Maybe Pruitt’s overdue departure was simply the result of the accumulated pressure of so many scandals and embarrassing revelations. Thirteen—that’s the number of federal probes into his spending and ethics that are currently under way. Some of Pruitt’s behavior that is under investigation includes taking gifts and favors from lobbyists, spending public money on a $43,000 phone booth without proper authorization, improperly using his security detail for personal travel to Disneyland, flying first class at taxpayer expense, bypassing federal rules to give substantial raises to staffers, using EPA employees as personal assistants, using undisclosed email addresses to carry out EPA business, and violating lobbying laws by telling coal producers to push Trump to leave the Paris climate accord. A criminal investigation may also be in the works. By the Fourth of July, one needed a scorecard to keep it all straight. 

Even as they parted ways, the bond between Pruitt and President Trump appeared exceptionally tight. Just look at Pruitt’s bizarrely obsequious resignation letter, in which he wrote, “My desire in service to you has always been to bless you as you make important decisions for the American people. I believe you are serving as President today because of God’s providence.” And here’s Trump’s response, as told to a group of reporters today on Air Force One: “Scott Pruitt did an outstanding job inside of the EPA. We’ve gotten rid of record-breaking regulations, and it’s been really good. You know, obviously the controversies with Scott . . . but within the agency we were extremely happy.”

While it’s unclear what that last sentence means, we know that Pruitt enjoyed mangling bedrock environmental protections the way President Trump mangles the English language. But in the end, Pruitt couldn’t even do dastardly very well. He may have spearheaded Trump’s decision for the United States to leave the Paris Agreement, but that may have just inspired the rest of the world’s countries (except for Syria) to carry on, quite well, without the U.S. His attempt to weaken auto efficiency standards have, so far, only resulted in the EPA being sued by 17 states. Judges have struck down at least six attempts by the Pruitt EPA to undermine existing environmental rules on everything from pesticides to renewable fuel requirements to lead paint.
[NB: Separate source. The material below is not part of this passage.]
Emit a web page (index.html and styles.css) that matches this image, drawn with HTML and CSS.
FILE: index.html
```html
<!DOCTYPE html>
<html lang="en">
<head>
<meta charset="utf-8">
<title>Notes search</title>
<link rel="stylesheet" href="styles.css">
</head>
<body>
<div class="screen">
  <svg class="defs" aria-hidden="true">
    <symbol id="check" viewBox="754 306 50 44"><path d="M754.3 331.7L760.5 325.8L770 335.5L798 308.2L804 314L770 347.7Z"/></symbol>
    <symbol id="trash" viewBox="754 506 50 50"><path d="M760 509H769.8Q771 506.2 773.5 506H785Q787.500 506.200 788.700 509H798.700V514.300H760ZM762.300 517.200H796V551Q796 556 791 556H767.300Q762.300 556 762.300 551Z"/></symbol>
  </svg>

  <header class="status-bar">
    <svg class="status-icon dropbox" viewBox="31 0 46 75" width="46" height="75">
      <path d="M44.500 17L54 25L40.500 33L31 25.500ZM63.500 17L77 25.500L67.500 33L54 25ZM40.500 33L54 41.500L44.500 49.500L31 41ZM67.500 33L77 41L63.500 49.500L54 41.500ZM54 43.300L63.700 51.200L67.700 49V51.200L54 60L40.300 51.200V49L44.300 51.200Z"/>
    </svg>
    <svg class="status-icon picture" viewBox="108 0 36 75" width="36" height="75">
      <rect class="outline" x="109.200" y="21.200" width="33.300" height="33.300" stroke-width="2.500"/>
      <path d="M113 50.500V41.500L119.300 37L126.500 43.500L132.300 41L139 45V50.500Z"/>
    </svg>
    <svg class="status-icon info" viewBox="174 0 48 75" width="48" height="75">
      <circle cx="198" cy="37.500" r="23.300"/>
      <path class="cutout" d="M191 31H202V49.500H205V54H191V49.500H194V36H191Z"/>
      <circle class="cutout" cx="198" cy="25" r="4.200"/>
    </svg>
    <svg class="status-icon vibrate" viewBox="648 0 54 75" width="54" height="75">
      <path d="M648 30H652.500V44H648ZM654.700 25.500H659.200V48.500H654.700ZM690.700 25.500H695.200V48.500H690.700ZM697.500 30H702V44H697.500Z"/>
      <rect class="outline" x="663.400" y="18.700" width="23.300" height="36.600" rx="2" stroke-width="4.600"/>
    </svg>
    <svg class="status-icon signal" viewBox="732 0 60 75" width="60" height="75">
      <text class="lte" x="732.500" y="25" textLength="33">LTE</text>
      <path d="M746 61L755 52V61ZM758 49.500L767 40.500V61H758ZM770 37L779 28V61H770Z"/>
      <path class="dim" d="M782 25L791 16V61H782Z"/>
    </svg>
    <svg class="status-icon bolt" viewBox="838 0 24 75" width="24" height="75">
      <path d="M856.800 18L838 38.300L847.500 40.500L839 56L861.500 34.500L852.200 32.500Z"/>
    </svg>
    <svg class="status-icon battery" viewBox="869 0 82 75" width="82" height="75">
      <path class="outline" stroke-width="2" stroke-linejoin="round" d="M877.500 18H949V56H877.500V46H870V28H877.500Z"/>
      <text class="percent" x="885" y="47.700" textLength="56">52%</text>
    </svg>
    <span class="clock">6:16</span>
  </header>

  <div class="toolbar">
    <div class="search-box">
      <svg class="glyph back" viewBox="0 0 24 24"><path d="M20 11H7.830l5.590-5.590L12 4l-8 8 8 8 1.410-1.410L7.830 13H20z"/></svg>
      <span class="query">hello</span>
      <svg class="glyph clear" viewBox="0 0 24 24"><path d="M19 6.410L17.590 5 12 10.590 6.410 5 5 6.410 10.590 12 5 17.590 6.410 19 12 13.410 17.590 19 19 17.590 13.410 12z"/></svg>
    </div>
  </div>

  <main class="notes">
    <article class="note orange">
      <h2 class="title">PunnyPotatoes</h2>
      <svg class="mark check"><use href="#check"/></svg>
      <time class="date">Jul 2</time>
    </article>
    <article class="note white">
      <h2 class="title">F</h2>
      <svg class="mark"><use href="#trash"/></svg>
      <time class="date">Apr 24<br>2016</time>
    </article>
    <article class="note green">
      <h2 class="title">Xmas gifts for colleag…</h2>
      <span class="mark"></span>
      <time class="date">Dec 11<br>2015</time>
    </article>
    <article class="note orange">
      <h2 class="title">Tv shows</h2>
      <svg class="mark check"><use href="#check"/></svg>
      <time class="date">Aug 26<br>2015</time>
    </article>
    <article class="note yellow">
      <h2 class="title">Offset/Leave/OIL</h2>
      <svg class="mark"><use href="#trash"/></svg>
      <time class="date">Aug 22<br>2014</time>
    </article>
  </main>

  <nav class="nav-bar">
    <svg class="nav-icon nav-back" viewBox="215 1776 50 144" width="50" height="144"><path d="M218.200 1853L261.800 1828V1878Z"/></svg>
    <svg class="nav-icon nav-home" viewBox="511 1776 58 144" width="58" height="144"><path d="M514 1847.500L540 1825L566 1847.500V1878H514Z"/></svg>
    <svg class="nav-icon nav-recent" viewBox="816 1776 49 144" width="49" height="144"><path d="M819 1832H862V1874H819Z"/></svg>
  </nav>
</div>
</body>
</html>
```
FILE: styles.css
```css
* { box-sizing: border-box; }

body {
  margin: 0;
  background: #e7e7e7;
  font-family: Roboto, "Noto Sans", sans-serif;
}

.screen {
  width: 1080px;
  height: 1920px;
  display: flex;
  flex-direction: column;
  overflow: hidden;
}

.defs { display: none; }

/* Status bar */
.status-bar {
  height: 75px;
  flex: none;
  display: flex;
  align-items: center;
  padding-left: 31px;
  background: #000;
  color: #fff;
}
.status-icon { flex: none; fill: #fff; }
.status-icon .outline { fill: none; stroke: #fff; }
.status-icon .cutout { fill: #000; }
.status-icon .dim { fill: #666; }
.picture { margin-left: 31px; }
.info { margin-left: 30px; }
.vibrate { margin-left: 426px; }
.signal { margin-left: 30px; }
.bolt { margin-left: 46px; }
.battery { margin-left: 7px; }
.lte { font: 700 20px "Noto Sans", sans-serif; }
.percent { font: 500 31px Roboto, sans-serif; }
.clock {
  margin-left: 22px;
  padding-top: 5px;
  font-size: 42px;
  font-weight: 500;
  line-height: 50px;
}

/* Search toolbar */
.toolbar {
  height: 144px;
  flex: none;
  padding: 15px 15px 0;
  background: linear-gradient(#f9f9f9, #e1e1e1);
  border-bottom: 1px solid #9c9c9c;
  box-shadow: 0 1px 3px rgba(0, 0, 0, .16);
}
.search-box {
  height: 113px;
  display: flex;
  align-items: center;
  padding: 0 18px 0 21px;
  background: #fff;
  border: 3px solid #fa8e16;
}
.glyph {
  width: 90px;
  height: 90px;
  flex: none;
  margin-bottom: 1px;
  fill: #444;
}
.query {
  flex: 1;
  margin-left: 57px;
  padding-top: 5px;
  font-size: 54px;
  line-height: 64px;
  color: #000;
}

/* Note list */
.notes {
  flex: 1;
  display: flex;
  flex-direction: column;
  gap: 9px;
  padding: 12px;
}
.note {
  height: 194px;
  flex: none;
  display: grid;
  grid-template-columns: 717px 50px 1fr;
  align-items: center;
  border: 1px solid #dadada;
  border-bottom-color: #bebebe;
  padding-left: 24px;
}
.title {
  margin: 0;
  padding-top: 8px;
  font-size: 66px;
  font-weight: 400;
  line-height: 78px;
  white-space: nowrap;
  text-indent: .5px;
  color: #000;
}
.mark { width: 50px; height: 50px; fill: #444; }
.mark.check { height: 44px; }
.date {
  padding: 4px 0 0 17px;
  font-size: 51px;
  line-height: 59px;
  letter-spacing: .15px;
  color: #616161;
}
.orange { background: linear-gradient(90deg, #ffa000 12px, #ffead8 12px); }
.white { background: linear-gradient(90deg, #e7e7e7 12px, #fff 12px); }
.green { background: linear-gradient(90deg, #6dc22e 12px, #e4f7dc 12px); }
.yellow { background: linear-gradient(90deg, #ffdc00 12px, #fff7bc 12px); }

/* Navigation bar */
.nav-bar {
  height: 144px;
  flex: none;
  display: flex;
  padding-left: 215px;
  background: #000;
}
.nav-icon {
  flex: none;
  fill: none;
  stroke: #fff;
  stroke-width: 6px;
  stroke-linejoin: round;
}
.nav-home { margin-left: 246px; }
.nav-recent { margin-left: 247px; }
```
Pruitt might have been a small-time grifter, but as an ideologically motivated hatchet man he was a big-time flop. Evidently he was too busy making $1,000 pen orders to completely wreck U.S. environmental and public health standards.

Scott Pruitt was an easy man to make fun of (just ask John Oliver), but environmentalists shouldn’t take too much joy from his demise. His interim successor, former coal industry lobbyist Andrew Wheeler, is likely to be much more effective at dismantling environmental protections. But more to the point, Pruitt’s disgraceful 17 months in office are a reminder that, when it comes to climate change and other pressing environmental crises, inaction and incompetence are themselves dangerous.

The same day that Pruitt resigned, the EPA finished drafting a new proposal to regulate carbon dioxide emissions from coal-fired power plants—one that is significantly weaker than Obama’s Clean Power Plan. Those weaker standards—even if they aren’t the reversal that Pruitt hoped for—will put more carbon dioxide in the air at just the moment when it is most critical to cut carbon pollution as much as possible.

If there’s one thing we don’t have with regard to climate change, it’s time. Scott Pruitt wasted far too much of it—his, ours, and the planet’s as well.